**Given problem:** Retype the records below from their first line through the line containing "text-transform: uppercase;", and include nothing else.

**Listing:**
---------------

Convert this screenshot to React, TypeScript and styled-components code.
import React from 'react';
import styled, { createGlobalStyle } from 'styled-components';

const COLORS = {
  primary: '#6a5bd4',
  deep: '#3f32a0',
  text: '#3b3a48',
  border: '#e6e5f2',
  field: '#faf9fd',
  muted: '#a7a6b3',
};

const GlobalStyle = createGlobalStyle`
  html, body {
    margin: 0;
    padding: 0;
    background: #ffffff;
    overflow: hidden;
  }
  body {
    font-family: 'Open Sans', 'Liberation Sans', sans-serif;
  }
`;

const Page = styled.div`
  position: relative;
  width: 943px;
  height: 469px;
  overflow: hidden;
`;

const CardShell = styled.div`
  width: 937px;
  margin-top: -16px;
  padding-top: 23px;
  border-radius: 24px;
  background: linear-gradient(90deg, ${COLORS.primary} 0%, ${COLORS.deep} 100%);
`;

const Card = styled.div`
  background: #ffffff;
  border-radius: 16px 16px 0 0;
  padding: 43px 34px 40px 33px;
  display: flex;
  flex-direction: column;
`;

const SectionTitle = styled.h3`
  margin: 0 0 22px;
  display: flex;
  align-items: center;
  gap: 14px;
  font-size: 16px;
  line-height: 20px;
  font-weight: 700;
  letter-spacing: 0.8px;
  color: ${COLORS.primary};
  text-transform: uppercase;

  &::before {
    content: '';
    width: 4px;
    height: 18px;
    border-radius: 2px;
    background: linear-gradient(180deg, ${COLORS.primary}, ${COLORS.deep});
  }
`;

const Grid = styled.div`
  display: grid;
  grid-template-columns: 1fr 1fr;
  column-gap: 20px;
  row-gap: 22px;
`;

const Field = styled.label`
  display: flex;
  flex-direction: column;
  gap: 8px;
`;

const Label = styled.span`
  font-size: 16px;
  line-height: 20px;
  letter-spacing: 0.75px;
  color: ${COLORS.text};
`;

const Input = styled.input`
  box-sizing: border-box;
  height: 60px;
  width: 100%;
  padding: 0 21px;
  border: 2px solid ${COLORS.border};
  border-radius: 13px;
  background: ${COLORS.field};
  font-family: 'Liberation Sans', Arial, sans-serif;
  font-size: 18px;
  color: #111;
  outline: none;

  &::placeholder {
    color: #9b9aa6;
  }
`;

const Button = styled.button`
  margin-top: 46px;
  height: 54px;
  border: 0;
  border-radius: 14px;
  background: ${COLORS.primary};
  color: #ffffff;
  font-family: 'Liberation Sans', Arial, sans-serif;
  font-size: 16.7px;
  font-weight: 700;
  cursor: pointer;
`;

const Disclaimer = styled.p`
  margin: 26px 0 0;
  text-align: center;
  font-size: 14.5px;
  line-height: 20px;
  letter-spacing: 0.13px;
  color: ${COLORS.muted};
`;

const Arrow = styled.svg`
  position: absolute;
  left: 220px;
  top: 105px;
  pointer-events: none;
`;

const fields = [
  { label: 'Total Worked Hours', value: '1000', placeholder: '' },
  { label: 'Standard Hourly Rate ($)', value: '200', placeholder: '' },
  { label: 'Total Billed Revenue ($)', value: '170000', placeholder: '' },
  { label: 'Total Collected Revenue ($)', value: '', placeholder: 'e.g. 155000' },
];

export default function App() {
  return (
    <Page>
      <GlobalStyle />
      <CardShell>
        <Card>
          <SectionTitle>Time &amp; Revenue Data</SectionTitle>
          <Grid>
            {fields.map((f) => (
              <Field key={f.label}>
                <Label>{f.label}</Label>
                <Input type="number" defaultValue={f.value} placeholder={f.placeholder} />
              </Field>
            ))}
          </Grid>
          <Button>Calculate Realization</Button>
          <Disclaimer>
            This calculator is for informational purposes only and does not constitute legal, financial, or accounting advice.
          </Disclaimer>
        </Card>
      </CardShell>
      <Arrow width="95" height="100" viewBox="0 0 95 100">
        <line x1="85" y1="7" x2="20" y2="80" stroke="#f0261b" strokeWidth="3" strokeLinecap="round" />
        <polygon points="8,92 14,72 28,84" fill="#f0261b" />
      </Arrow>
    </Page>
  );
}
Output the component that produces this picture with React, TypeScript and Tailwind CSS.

---------------

**The output:**
Convert this screenshot to React, TypeScript and styled-components code.
import React from 'react';
import styled, { createGlobalStyle } from 'styled-components';

const COLORS = {
  primary: '#6a5bd4',
  deep: '#3f32a0',
  text: '#3b3a48',
  border: '#e6e5f2',
  field: '#faf9fd',
  muted: '#a7a6b3',
};

const GlobalStyle = createGlobalStyle`
  html, body {
    margin: 0;
    padding: 0;
    background: #ffffff;
    overflow: hidden;
  }
  body {
    font-family: 'Open Sans', 'Liberation Sans', sans-serif;
  }
`;

const Page = styled.div`
  position: relative;
  width: 943px;
  height: 469px;
  overflow: hidden;
`;

const CardShell = styled.div`
  width: 937px;
  margin-top: -16px;
  padding-top: 23px;
  border-radius: 24px;
  background: linear-gradient(90deg, ${COLORS.primary} 0%, ${COLORS.deep} 100%);
`;

const Card = styled.div`
  background: #ffffff;
  border-radius: 16px 16px 0 0;
  padding: 43px 34px 40px 33px;
  display: flex;
  flex-direction: column;
`;

const SectionTitle = styled.h3`
  margin: 0 0 22px;
  display: flex;
  align-items: center;
  gap: 14px;
  font-size: 16px;
  line-height: 20px;
  font-weight: 700;
  letter-spacing: 0.8px;
  color: ${COLORS.primary};
  text-transform: uppercase;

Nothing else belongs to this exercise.